§ **DIRECTIONS**
Restate the entire listing word for word.

════

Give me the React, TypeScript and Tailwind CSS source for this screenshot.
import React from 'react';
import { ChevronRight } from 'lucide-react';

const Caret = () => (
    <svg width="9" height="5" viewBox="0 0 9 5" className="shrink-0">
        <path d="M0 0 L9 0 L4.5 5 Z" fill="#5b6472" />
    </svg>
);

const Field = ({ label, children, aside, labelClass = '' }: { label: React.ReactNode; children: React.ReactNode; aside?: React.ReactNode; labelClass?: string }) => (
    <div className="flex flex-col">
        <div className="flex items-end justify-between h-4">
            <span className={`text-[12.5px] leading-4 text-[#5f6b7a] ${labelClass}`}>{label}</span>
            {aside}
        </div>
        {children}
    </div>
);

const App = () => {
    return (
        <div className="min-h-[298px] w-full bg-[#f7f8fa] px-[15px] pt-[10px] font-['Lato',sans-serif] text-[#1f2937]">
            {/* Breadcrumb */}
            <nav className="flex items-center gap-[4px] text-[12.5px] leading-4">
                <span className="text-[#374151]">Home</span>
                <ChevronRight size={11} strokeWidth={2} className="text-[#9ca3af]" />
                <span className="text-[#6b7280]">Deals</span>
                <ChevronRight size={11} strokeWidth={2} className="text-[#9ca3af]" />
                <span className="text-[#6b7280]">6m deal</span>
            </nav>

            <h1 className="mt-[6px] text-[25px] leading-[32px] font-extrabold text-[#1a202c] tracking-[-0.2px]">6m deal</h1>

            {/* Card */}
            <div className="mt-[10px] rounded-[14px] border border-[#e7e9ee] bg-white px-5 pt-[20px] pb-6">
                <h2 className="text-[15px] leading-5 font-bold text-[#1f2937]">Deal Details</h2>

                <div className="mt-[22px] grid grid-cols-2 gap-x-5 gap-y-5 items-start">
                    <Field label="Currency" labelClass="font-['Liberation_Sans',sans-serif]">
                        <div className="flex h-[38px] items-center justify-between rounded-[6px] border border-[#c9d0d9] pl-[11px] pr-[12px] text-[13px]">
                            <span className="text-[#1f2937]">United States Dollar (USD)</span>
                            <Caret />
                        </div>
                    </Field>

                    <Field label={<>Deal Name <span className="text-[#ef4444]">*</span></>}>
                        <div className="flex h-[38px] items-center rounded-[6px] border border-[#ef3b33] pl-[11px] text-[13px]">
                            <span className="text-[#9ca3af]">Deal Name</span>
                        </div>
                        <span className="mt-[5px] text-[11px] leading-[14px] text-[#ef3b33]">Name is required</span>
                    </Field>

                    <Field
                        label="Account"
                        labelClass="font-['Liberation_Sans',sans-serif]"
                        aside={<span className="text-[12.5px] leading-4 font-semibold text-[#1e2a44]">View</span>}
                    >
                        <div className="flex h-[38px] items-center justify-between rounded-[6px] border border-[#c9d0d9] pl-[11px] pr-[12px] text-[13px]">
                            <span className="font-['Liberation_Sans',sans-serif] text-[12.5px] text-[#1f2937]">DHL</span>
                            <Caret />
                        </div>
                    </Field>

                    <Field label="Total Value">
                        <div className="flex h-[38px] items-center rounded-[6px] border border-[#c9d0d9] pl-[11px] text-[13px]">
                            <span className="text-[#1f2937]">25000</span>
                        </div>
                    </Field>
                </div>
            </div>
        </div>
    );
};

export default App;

════

§ **REPLY TO THE TASK**
Give me the React, TypeScript and Tailwind CSS source for this screenshot.
import React from 'react';
import { ChevronRight } from 'lucide-react';

const Caret = () => (
    <svg width="9" height="5" viewBox="0 0 9 5" className="shrink-0">
        <path d="M0 0 L9 0 L4.5 5 Z" fill="#5b6472" />
    </svg>
);

const Field = ({ label, children, aside, labelClass = '' }: { label: React.ReactNode; children: React.ReactNode; aside?: React.ReactNode; labelClass?: string }) => (
    <div className="flex flex-col">
        <div className="flex items-end justify-between h-4">
            <span className={`text-[12.5px] leading-4 text-[#5f6b7a] ${labelClass}`}>{label}</span>
            {aside}
        </div>
        {children}
    </div>
);

const App = () => {
    return (
        <div className="min-h-[298px] w-full bg-[#f7f8fa] px-[15px] pt-[10px] font-['Lato',sans-serif] text-[#1f2937]">
            {/* Breadcrumb */}
            <nav className="flex items-center gap-[4px] text-[12.5px] leading-4">
                <span className="text-[#374151]">Home</span>
                <ChevronRight size={11} strokeWidth={2} className="text-[#9ca3af]" />
                <span className="text-[#6b7280]">Deals</span>
                <ChevronRight size={11} strokeWidth={2} className="text-[#9ca3af]" />
                <span className="text-[#6b7280]">6m deal</span>
            </nav>

            <h1 className="mt-[6px] text-[25px] leading-[32px] font-extrabold text-[#1a202c] tracking-[-0.2px]">6m deal</h1>

            {/* Card */}
            <div className="mt-[10px] rounded-[14px] border border-[#e7e9ee] bg-white px-5 pt-[20px] pb-6">
                <h2 className="text-[15px] leading-5 font-bold text-[#1f2937]">Deal Details</h2>

                <div className="mt-[22px] grid grid-cols-2 gap-x-5 gap-y-5 items-start">
                    <Field label="Currency" labelClass="font-['Liberation_Sans',sans-serif]">
                        <div className="flex h-[38px] items-center justify-between rounded-[6px] border border-[#c9d0d9] pl-[11px] pr-[12px] text-[13px]">
                            <span className="text-[#1f2937]">United States Dollar (USD)</span>
                            <Caret />
                        </div>
                    </Field>

                    <Field label={<>Deal Name <span className="text-[#ef4444]">*</span></>}>
                        <div className="flex h-[38px] items-center rounded-[6px] border border-[#ef3b33] pl-[11px] text-[13px]">
                            <span className="text-[#9ca3af]">Deal Name</span>
                        </div>
                        <span className="mt-[5px] text-[11px] leading-[14px] text-[#ef3b33]">Name is required</span>
                    </Field>

                    <Field
                        label="Account"
                        labelClass="font-['Liberation_Sans',sans-serif]"
                        aside={<span className="text-[12.5px] leading-4 font-semibold text-[#1e2a44]">View</span>}
                    >
                        <div className="flex h-[38px] items-center justify-between rounded-[6px] border border-[#c9d0d9] pl-[11px] pr-[12px] text-[13px]">
                            <span className="font-['Liberation_Sans',sans-serif] text-[12.5px] text-[#1f2937]">DHL</span>
                            <Caret />
                        </div>
                    </Field>

                    <Field label="Total Value">
                        <div className="flex h-[38px] items-center rounded-[6px] border border-[#c9d0d9] pl-[11px] text-[13px]">
                            <span className="text-[#1f2937]">25000</span>
                        </div>
                    </Field>
                </div>
            </div>
        </div>
    );
};

export default App;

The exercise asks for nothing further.